TASK TO CARRY OUT:
Exclude the pictures and reproduce the remaining data exactly as written.
════════
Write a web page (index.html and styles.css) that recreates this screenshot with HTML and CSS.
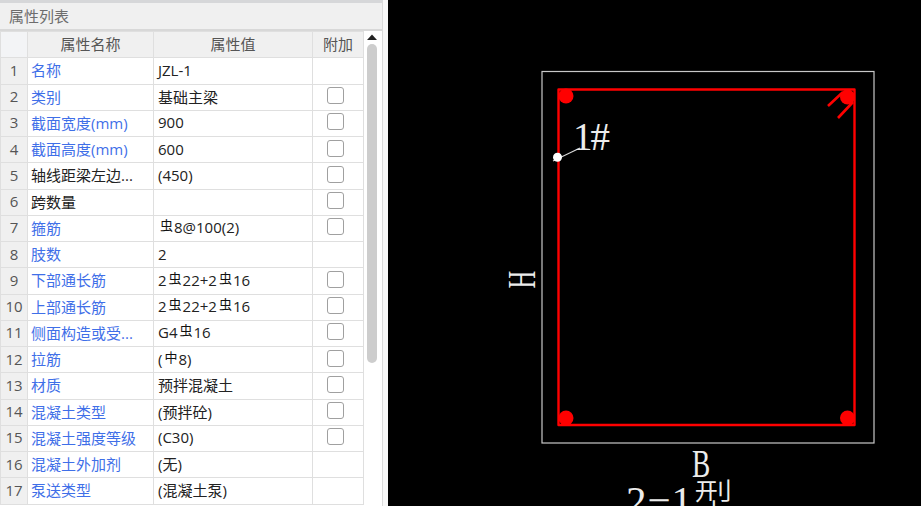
FILE: index.html
```html
<!DOCTYPE html>
<html>
<head>
  <title>属性列表</title>
  <meta charset="utf-8">
  <link rel="stylesheet" href="styles.css">
</head>
<body>
  <div class="page">
    <div class="panel">
      <div class="panel-title">属性列表</div>
      <div class="grid-wrap">
        <table class="props">
          <thead>
            <tr><th class="idx"></th><th class="name">属性名称</th><th class="value">属性值</th><th class="extra">附加</th></tr>
          </thead>
          <tbody>
            <tr><td class="idx">1</td><td class="name">名称</td><td>JZL-1</td><td></td></tr>
            <tr><td class="idx">2</td><td class="name">类别</td><td>基础主梁</td><td><span class="check"></span></td></tr>
            <tr><td class="idx">3</td><td class="name">截面宽度(mm)</td><td>900</td><td><span class="check"></span></td></tr>
            <tr><td class="idx">4</td><td class="name">截面高度(mm)</td><td>600</td><td><span class="check"></span></td></tr>
            <tr><td class="idx">5</td><td class="name dark">轴线距梁左边...</td><td>(450)</td><td><span class="check"></span></td></tr>
            <tr><td class="idx">6</td><td class="name dark">跨数量</td><td></td><td><span class="check"></span></td></tr>
            <tr><td class="idx">7</td><td class="name">箍筋</td><td><span class="bar">虫</span>8@100(2)</td><td><span class="check"></span></td></tr>
            <tr><td class="idx">8</td><td class="name">肢数</td><td>2</td><td></td></tr>
            <tr><td class="idx">9</td><td class="name">下部通长筋</td><td>2<span class="bar">虫</span>22+2<span class="bar">虫</span>16</td><td><span class="check"></span></td></tr>
            <tr><td class="idx">10</td><td class="name">上部通长筋</td><td>2<span class="bar">虫</span>22+2<span class="bar">虫</span>16</td><td><span class="check"></span></td></tr>
            <tr><td class="idx">11</td><td class="name">侧面构造或受...</td><td>G4<span class="bar">虫</span>16</td><td><span class="check"></span></td></tr>
            <tr><td class="idx">12</td><td class="name">拉筋</td><td>(<span class="bar">中</span>8)</td><td><span class="check"></span></td></tr>
            <tr><td class="idx">13</td><td class="name">材质</td><td>预拌混凝土</td><td><span class="check"></span></td></tr>
            <tr><td class="idx">14</td><td class="name">混凝土类型</td><td>(预拌砼)</td><td><span class="check"></span></td></tr>
            <tr><td class="idx">15</td><td class="name">混凝土强度等级</td><td>(C30)</td><td><span class="check"></span></td></tr>
            <tr><td class="idx">16</td><td class="name">混凝土外加剂</td><td>(无)</td><td></td></tr>
            <tr><td class="idx">17</td><td class="name">泵送类型</td><td>(混凝土泵)</td><td></td></tr>
          </tbody>
        </table>
        <div class="scrollbar">
          <svg class="arrow" width="12" height="6" viewBox="0 0 12 6"><path d="M1 6 L6 0.5 L11 6 Z" fill="#222"/></svg>
          <div class="thumb"></div>
        </div>
      </div>
    </div>
    <div class="gap"></div>
    <div class="canvas">
      <svg class="section" width="533" height="506" viewBox="388 0 533 506">
        <rect x="542" y="71.5" width="332" height="371.5" fill="none" stroke="#c8c8c8" stroke-width="1.2"/>
        <rect x="558.5" y="89.5" width="296" height="335.5" fill="none" stroke="#ff0000" stroke-width="2.4" stroke-linejoin="round"/>
        <circle cx="566" cy="96" r="7.5" fill="#ff0000"/>
        <circle cx="847.5" cy="97" r="7.5" fill="#ff0000"/>
        <circle cx="566" cy="418" r="7.5" fill="#ff0000"/>
        <circle cx="847.5" cy="418" r="7.5" fill="#ff0000"/>
        <path d="M828 106 L843 92 M838 118 L853 102" fill="none" stroke="#ff0000" stroke-width="2.6"/>
        <path d="M553 161 L580 148" fill="none" stroke="#d8d8d8" stroke-width="1.1"/>
        <circle cx="557.5" cy="157.3" r="4.5" fill="#fff"/>
      </svg>
      <div class="label tag">1#</div>
      <div class="label dim-h">H</div>
      <div class="label dim-b">B</div>
      <div class="label caption">2−1型</div>
    </div>
  </div>
</body>
</html>
```
FILE: styles.css
```css
html, body { margin: 0; padding: 0; height: 100%; overflow: hidden; }
body { font-family: "Open Sans", "Noto Sans CJK SC", sans-serif; background-color: #000; }

.page { display: flex; width: 921px; height: 506px; overflow: hidden; }
.panel { flex: none; width: 382px; background-color: #fff; border-top: 3px solid #d6d7d9; border-right: 1px solid #dadada; }
.gap { width: 5px; flex: none; background-color: #f8f8f8; }
.canvas { flex: 1; position: relative; background-color: #000; overflow: hidden; }

.panel-title { height: 26px; line-height: 26px; padding-left: 9px; font-size: 15px; color: #6d6d6d; background-color: #f0f0f0; border-bottom: 2px solid #d8d8d8; }

.grid-wrap { display: flex; }
.props { width: 364px; flex: none; border-collapse: collapse; table-layout: fixed; font-size: 15px; }
.props th, .props td { height: 26.25px; padding: 0 0 2px; border: 1px solid #dfdfdf; box-sizing: border-box; }
.props th { background-color: #f0f0f0; font-weight: normal; color: #555; text-align: center; }
.props td { padding-left: 4px; color: #222; white-space: nowrap; overflow: hidden; }
.props td:last-child { text-align: center; padding-left: 0; }
.props th.idx { width: 27px; background-color: #f3f4f6; }
.props th.name { width: 126px; }
.props th.value { width: 159px; }
.props td.idx { background-color: #f0f0f0; color: #555; text-align: center; padding-left: 0; }
.props td.name { color: #3f6fe8; padding-left: 3px; }
.props td.dark { color: #222; }

.bar { font-size: 13px; position: relative; top: -3px; margin: 0 1px 0 2px; color: #111; }
.check { display: block; width: 15px; height: 15px; margin: -1px 0 0 14px; border: 1px solid #a0a0a0; border-radius: 3px; background-color: #fff; }

.scrollbar { width: 18px; flex: none; display: flex; flex-direction: column; align-items: center; padding-top: 3px; box-sizing: border-box; }
.arrow { display: block; margin-right: 2px; }
.thumb { width: 10px; height: 319px; margin-top: 4px; margin-right: 2px; background-color: #cdcdcd; border-radius: 5px; }

.section { position: absolute; left: 0; top: 0; }
.label { position: absolute; font-family: "Liberation Serif", "Noto Sans CJK SC", serif; color: #ececec; line-height: 1; white-space: nowrap; }
.tag { left: 185px; top: 117px; font-size: 39px; letter-spacing: -2px; }
.dim-h { left: 119px; top: 259px; font-size: 41px; transform: rotate(-90deg) scaleX(.6); }
.dim-b { left: 304px; top: 444px; font-size: 39px; transform: scaleX(.7); transform-origin: left top; }
.caption { left: 238px; top: 480px; font-size: 41px; letter-spacing: 1px; font-weight: 300; }
```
════════
OUTPUT OF THE EXERCISE:
Write a web page (index.html and styles.css) that recreates this screenshot with HTML and CSS.
FILE: index.html
```html
<!DOCTYPE html>
<html>
<head>
  <title>属性列表</title>
  <meta charset="utf-8">
  <link rel="stylesheet" href="styles.css">
</head>
<body>
  <div class="page">
    <div class="panel">
      <div class="panel-title">属性列表</div>
      <div class="grid-wrap">
        <table class="props">
          <thead>
            <tr><th class="idx"></th><th class="name">属性名称</th><th class="value">属性值</th><th class="extra">附加</th></tr>
          </thead>
          <tbody>
            <tr><td class="idx">1</td><td class="name">名称</td><td>JZL-1</td><td></td></tr>
            <tr><td class="idx">2</td><td class="name">类别</td><td>基础主梁</td><td><span class="check"></span></td></tr>
            <tr><td class="idx">3</td><td class="name">截面宽度(mm)</td><td>900</td><td><span class="check"></span></td></tr>
            <tr><td class="idx">4</td><td class="name">截面高度(mm)</td><td>600</td><td><span class="check"></span></td></tr>
            <tr><td class="idx">5</td><td class="name dark">轴线距梁左边...</td><td>(450)</td><td><span class="check"></span></td></tr>
            <tr><td class="idx">6</td><td class="name dark">跨数量</td><td></td><td><span class="check"></span></td></tr>
            <tr><td class="idx">7</td><td class="name">箍筋</td><td><span class="bar">虫</span>8@100(2)</td><td><span class="check"></span></td></tr>
            <tr><td class="idx">8</td><td class="name">肢数</td><td>2</td><td></td></tr>
            <tr><td class="idx">9</td><td class="name">下部通长筋</td><td>2<span class="bar">虫</span>22+2<span class="bar">虫</span>16</td><td><span class="check"></span></td></tr>
            <tr><td class="idx">10</td><td class="name">上部通长筋</td><td>2<span class="bar">虫</span>22+2<span class="bar">虫</span>16</td><td><span class="check"></span></td></tr>
            <tr><td class="idx">11</td><td class="name">侧面构造或受...</td><td>G4<span class="bar">虫</span>16</td><td><span class="check"></span></td></tr>
            <tr><td class="idx">12</td><td class="name">拉筋</td><td>(<span class="bar">中</span>8)</td><td><span class="check"></span></td></tr>
            <tr><td class="idx">13</td><td class="name">材质</td><td>预拌混凝土</td><td><span class="check"></span></td></tr>
            <tr><td class="idx">14</td><td class="name">混凝土类型</td><td>(预拌砼)</td><td><span class="check"></span></td></tr>
            <tr><td class="idx">15</td><td class="name">混凝土强度等级</td><td>(C30)</td><td><span class="check"></span></td></tr>
            <tr><td class="idx">16</td><td class="name">混凝土外加剂</td><td>(无)</td><td></td></tr>
            <tr><td class="idx">17</td><td class="name">泵送类型</td><td>(混凝土泵)</td><td></td></tr>
          </tbody>
        </table>
        <div class="scrollbar">
          <svg class="arrow" width="12" height="6" viewBox="0 0 12 6"><path d="M1 6 L6 0.5 L11 6 Z" fill="#222"/></svg>
          <div class="thumb"></div>
        </div>
      </div>
    </div>
    <div class="gap"></div>
    <div class="canvas">
      <svg class="section" width="533" height="506" viewBox="388 0 533 506">
        <rect x="542" y="71.5" width="332" height="371.5" fill="none" stroke="#c8c8c8" stroke-width="1.2"/>
        <rect x="558.5" y="89.5" width="296" height="335.5" fill="none" stroke="#ff0000" stroke-width="2.4" stroke-linejoin="round"/>
        <circle cx="566" cy="96" r="7.5" fill="#ff0000"/>
        <circle cx="847.5" cy="97" r="7.5" fill="#ff0000"/>
        <circle cx="566" cy="418" r="7.5" fill="#ff0000"/>
        <circle cx="847.5" cy="418" r="7.5" fill="#ff0000"/>
        <path d="M828 106 L843 92 M838 118 L853 102" fill="none" stroke="#ff0000" stroke-width="2.6"/>
        <path d="M553 161 L580 148" fill="none" stroke="#d8d8d8" stroke-width="1.1"/>
        <circle cx="557.5" cy="157.3" r="4.5" fill="#fff"/>
      </svg>
      <div class="label tag">1#</div>
      <div class="label dim-h">H</div>
      <div class="label dim-b">B</div>
      <div class="label caption">2−1型</div>
    </div>
  </div>
</body>
</html>
```
FILE: styles.css
```css
html, body { margin: 0; padding: 0; height: 100%; overflow: hidden; }
body { font-family: "Open Sans", "Noto Sans CJK SC", sans-serif; background-color: #000; }

.page { display: flex; width: 921px; height: 506px; overflow: hidden; }
.panel { flex: none; width: 382px; background-color: #fff; border-top: 3px solid #d6d7d9; border-right: 1px solid #dadada; }
.gap { width: 5px; flex: none; background-color: #f8f8f8; }
.canvas { flex: 1; position: relative; background-color: #000; overflow: hidden; }

.panel-title { height: 26px; line-height: 26px; padding-left: 9px; font-size: 15px; color: #6d6d6d; background-color: #f0f0f0; border-bottom: 2px solid #d8d8d8; }

.grid-wrap { display: flex; }
.props { width: 364px; flex: none; border-collapse: collapse; table-layout: fixed; font-size: 15px; }
.props th, .props td { height: 26.25px; padding: 0 0 2px; border: 1px solid #dfdfdf; box-sizing: border-box; }
.props th { background-color: #f0f0f0; font-weight: normal; color: #555; text-align: center; }
.props td { padding-left: 4px; color: #222; white-space: nowrap; overflow: hidden; }
.props td:last-child { text-align: center; padding-left: 0; }
.props th.idx { width: 27px; background-color: #f3f4f6; }
.props th.name { width: 126px; }
.props th.value { width: 159px; }
.props td.idx { background-color: #f0f0f0; color: #555; text-align: center; padding-left: 0; }
.props td.name { color: #3f6fe8; padding-left: 3px; }
.props td.dark { color: #222; }

.bar { font-size: 13px; position: relative; top: -3px; margin: 0 1px 0 2px; color: #111; }
.check { display: block; width: 15px; height: 15px; margin: -1px 0 0 14px; border: 1px solid #a0a0a0; border-radius: 3px; background-color: #fff; }

.scrollbar { width: 18px; flex: none; display: flex; flex-direction: column; align-items: center; padding-top: 3px; box-sizing: border-box; }
.arrow { display: block; margin-right: 2px; }
.thumb { width: 10px; height: 319px; margin-top: 4px; margin-right: 2px; background-color: #cdcdcd; border-radius: 5px; }

.section { position: absolute; left: 0; top: 0; }
.label { position: absolute; font-family: "Liberation Serif", "Noto Sans CJK SC", serif; color: #ececec; line-height: 1; white-space: nowrap; }
.tag { left: 185px; top: 117px; font-size: 39px; letter-spacing: -2px; }
.dim-h { left: 119px; top: 259px; font-size: 41px; transform: rotate(-90deg) scaleX(.6); }
.dim-b { left: 304px; top: 444px; font-size: 39px; transform: scaleX(.7); transform-origin: left top; }
.caption { left: 238px; top: 480px; font-size: 41px; letter-spacing: 1px; font-weight: 300; }
```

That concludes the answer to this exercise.